---------- RAW DATA

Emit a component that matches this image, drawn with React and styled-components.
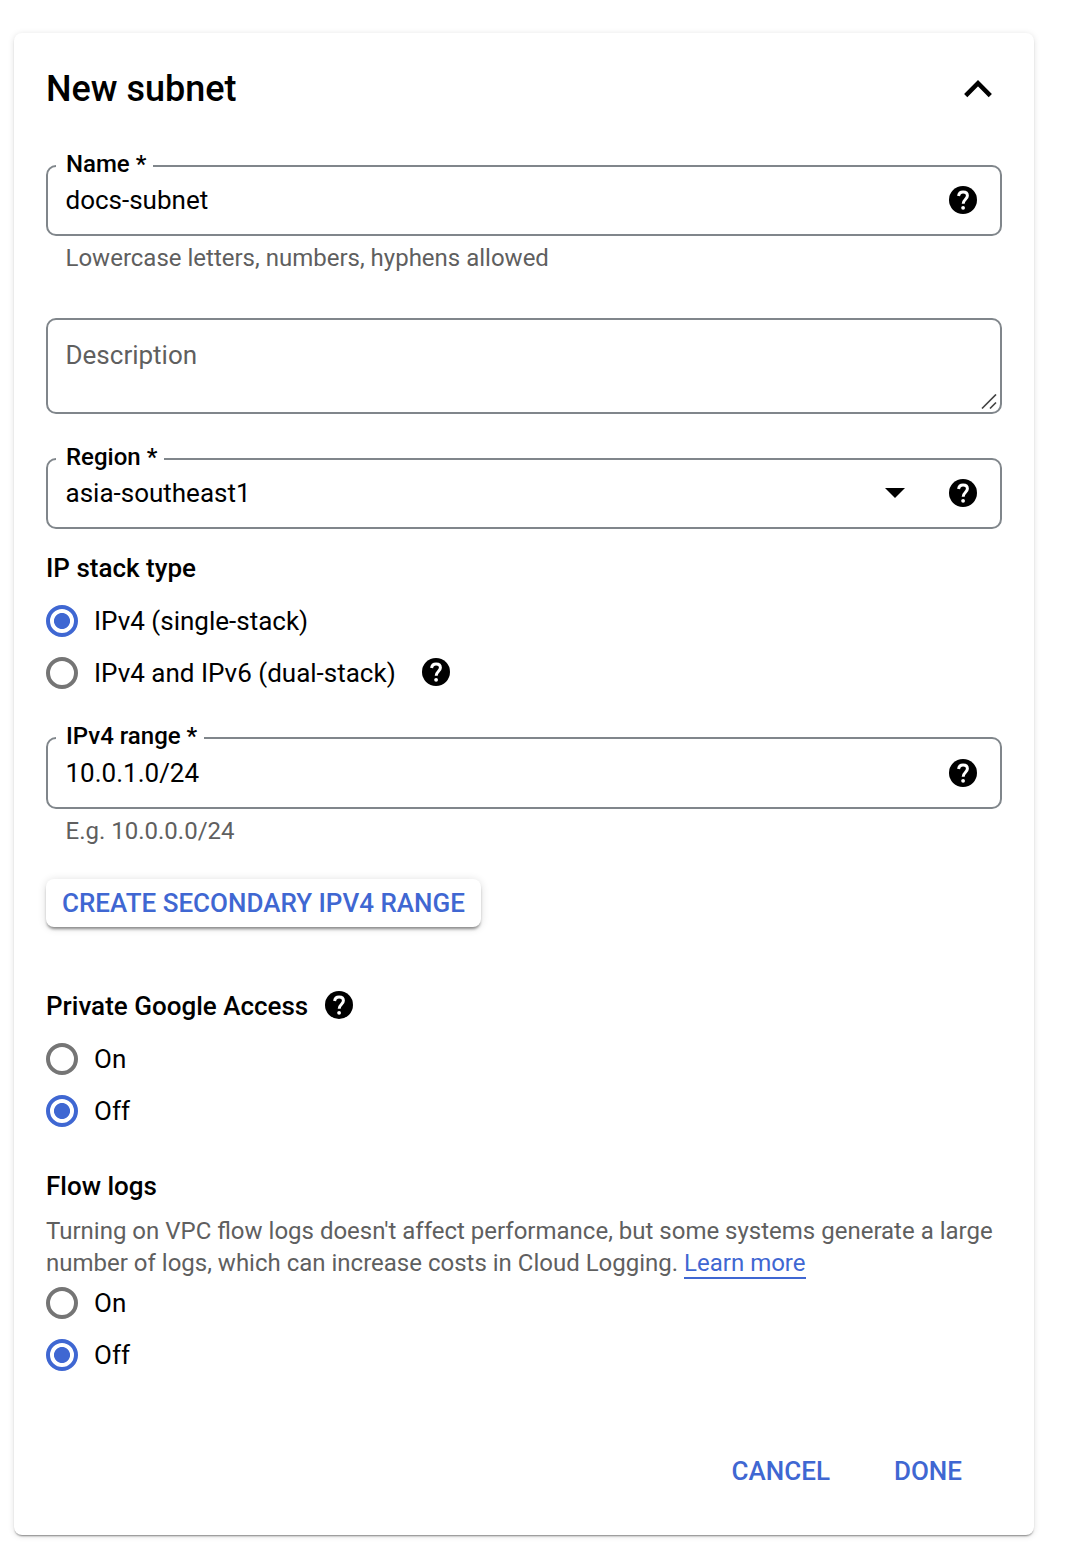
import React, { useState } from "react";
import styled, { createGlobalStyle } from "styled-components";

const BLUE = "#3f67d2";
const OUTLINE = "#80868b";

const GlobalStyle = createGlobalStyle`
  * { box-sizing: border-box; }
  body {
    margin: 0;
    background: #fff;
    color: #000;
    font-family: Roboto, "Liberation Sans", sans-serif;
    font-size: 26px;
  }
`;

const Page = styled.div`
  padding: 33px 36px 21px 14px;
`;

const Card = styled.section`
  display: flex;
  flex-direction: column;
  height: 1502px;
  padding: 32px;
  border-radius: 8px;
  background: #fff;
  box-shadow: 0 2px 2px -1px rgba(0, 0, 0, 0.45), 0 1px 6px rgba(0, 0, 0, 0.13);
`;

const Header = styled.header`
  display: flex;
  align-items: center;
  justify-content: space-between;
  height: 48px;
  padding-right: 10px;
`;

const Title = styled.h2`
  margin: 0;
  font-size: 36px;
  font-weight: 500;
  line-height: 48px;
`;

const IconButton = styled.button`
  display: flex;
  padding: 0;
  border: 0;
  background: none;
  color: inherit;
`;

const Outline = styled.fieldset`
  min-width: 0;
  height: ${(p) => (p.$tall ? 84 : 83)}px;
  margin: ${(p) => p.$top}px 0 0;
  padding: 0 23px 0 8px;
  border: 2px solid ${OUTLINE};
  border-radius: 10px;
`;

const Label = styled.legend`
  padding: 0 7px 4px 10px;
  font-size: 24px;
  font-weight: 500;
  line-height: 22px;
`;

const FieldRow = styled.div`
  display: flex;
  align-items: center;
  gap: 44px;
  height: ${(p) => (p.$tall ? 43 : 42)}px;
  padding-left: 9.5px;
`;

const Value = styled.input`
  flex: 1;
  min-width: 0;
  height: 32px;
  padding: 0;
  border: 0;
  outline: 0;
  background: none;
  color: inherit;
  font: inherit;
  line-height: 32px;
`;

const Hint = styled.p`
  margin: 6px 0 0 19.5px;
  color: #5f5f5f;
  font-size: 24px;
  line-height: 32px;
`;

const DescriptionBox = styled.div`
  display: flex;
  justify-content: space-between;
  height: 96px;
  margin-top: 44px;
  padding: 19px 3px 2px 17.5px;
  border: 2px solid ${OUTLINE};
  border-radius: 10px;
`;

const Description = styled.textarea`
  flex: 1;
  padding: 0;
  border: 0;
  outline: 0;
  resize: none;
  background: none;
  font: inherit;
  line-height: 32px;
  &::placeholder { color: #5f5f5f; opacity: 1; }
`;

const Grip = styled.svg`
  align-self: flex-end;
`;

const GroupTitle = styled.h3`
  display: flex;
  align-items: center;
  gap: 17px;
  height: 32px;
  margin: ${(p) => p.$top}px 0 0;
  font-size: 26px;
  font-weight: 500;
`;

const RadioList = styled.div`
  display: flex;
  flex-direction: column;
  gap: 20px;
  margin-top: ${(p) => p.$top}px;
`;

const RadioRow = styled.div`
  display: flex;
  align-items: center;
  gap: 26px;
  height: 32px;
`;

const RadioLabel = styled.label`
  display: flex;
  align-items: center;
  gap: 16px;
  line-height: 32px;
`;

const RadioInput = styled.input`
  appearance: none;
  width: 32px;
  height: 32px;
  margin: 0;
  border: 4px solid #757575;
  border-radius: 50%;
  &:checked {
    border-color: ${BLUE};
    background: radial-gradient(circle, ${BLUE} 7.6px, transparent 8.4px);
  }
`;

const RaisedButton = styled.button`
  align-self: flex-start;
  height: 48px;
  margin-top: 32px;
  padding: 0 16px;
  border: 0;
  border-radius: 8px;
  background: #fff;
  color: ${BLUE};
  font: 500 26px Roboto, sans-serif;
  white-space: nowrap;
  box-shadow: 0 3px 3px -1px rgba(0, 0, 0, 0.42), 0 1px 8px rgba(0, 0, 0, 0.14);
`;

const Note = styled.p`
  margin: 13px 0 0;
  color: #5f5f5f;
  font-size: 24px;
  line-height: 32px;
  white-space: nowrap;
`;

const Link = styled.a`
  border-bottom: 2px solid ${BLUE};
  color: ${BLUE};
  text-decoration: none;
`;

const Actions = styled.footer`
  display: flex;
  justify-content: flex-end;
  gap: 64px;
  margin-top: 84px;
  padding-right: 40px;
`;

const TextButton = styled.button`
  padding: 0;
  border: 0;
  background: none;
  color: ${BLUE};
  font: 500 26px/32px Roboto, sans-serif;
`;

const HelpSvg = styled.svg`
  display: block;
  flex: none;
  margin-bottom: ${(p) => (p.$raised ? 2 : 0)}px;
`;

function Help({ raised }) {
  return (
    <HelpSvg $raised={raised} width="28" height="28" viewBox="0 0 28 28">
      <circle cx="14" cy="14" r="14" />
      <path
        d="M9.6 10C9.9 7.5 11.6 6 14.1 6c2.6 0 4.3 1.5 4.3 3.8 0 3.3-4.2 3.7-4.2 8"
        fill="none"
        stroke="#fff"
        strokeWidth="3"
      />
      <circle cx="14.1" cy="21.8" r="1.9" fill="#fff" />
    </HelpSvg>
  );
}

function Field({ label, value, top, select, tall }) {
  return (
    <Outline $top={top} $tall={tall}>
      <Label>{label} *</Label>
      <FieldRow $tall={tall}>
        <Value defaultValue={value} aria-label={label} readOnly={select} />
        {select && (
          <svg width="20" height="10" viewBox="0 0 20 10">
            <path d="M0 0h20L10 10z" />
          </svg>
        )}
        <Help />
      </FieldRow>
    </Outline>
  );
}

function Radios({ name, options, initial, top }) {
  const [picked, setPicked] = useState(initial);
  return (
    <RadioList $top={top}>
      {options.map(({ text, help }) => (
        <RadioRow key={text}>
          <RadioLabel>
            <RadioInput type="radio" name={name} checked={picked === text} onChange={() => setPicked(text)} />
            {text}
          </RadioLabel>
          {help && <Help raised />}
        </RadioRow>
      ))}
    </RadioList>
  );
}

const STACKS = [{ text: "IPv4 (single-stack)" }, { text: "IPv4 and IPv6 (dual-stack)", help: true }];
const ON_OFF = [{ text: "On" }, { text: "Off" }];

export default function App() {
  return (
    <Page>
      <GlobalStyle />
      <Card>
        <Header>
          <Title>New subnet</Title>
          <IconButton aria-label="Collapse">
            <svg width="28" height="18" viewBox="0 0 28 18">
              <path d="M1.7 15.6 14 3.2l12.3 12.4" fill="none" stroke="#000" strokeWidth="4.5" />
            </svg>
          </IconButton>
        </Header>
        <Field label="Name" value="docs-subnet" top={40} />
        <Hint>Lowercase letters, numbers, hyphens allowed</Hint>
        <DescriptionBox>
          <Description placeholder="Description" />
          <Grip width="16" height="16" viewBox="0 0 16 16">
            <path d="M1 14.5 15 .5M9 14.5l6-6" fill="none" stroke="#444" strokeWidth="1.7" />
          </Grip>
        </DescriptionBox>
        <Field label="Region" value="asia-southeast1" top={32} select />
        <GroupTitle $top={23}>IP stack type</GroupTitle>
        <Radios name="stack" options={STACKS} initial="IPv4 (single-stack)" top={21} />
        <Field label="IPv4 range" value="10.0.1.0/24" top={36} tall />
        <Hint>E.g. 10.0.0.0/24</Hint>
        <RaisedButton>CREATE SECONDARY IPV4 RANGE</RaisedButton>
        <GroupTitle $top={63}>
          Private Google Access <Help raised />
        </GroupTitle>
        <Radios name="access" options={ON_OFF} initial="Off" top={21} />
        <GroupTitle $top={43}>Flow logs</GroupTitle>
        <Note>
          Turning on VPC flow logs doesn't affect performance, but some systems generate a large
          <br />
          number of logs, which can increase costs in Cloud Logging. <Link href="#">Learn more</Link>
        </Note>
        <Radios name="logs" options={ON_OFF} initial="Off" top={8} />
        <Actions>
          <TextButton>CANCEL</TextButton>
          <TextButton>DONE</TextButton>
        </Actions>
      </Card>
    </Page>
  );
}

--------------------

TASK TO CARRY OUT —
Find each line holding "components". Copy it out.

SOLUTION —
Emit a component that matches this image, drawn with React and styled-components.
import styled, { createGlobalStyle } from "styled-components";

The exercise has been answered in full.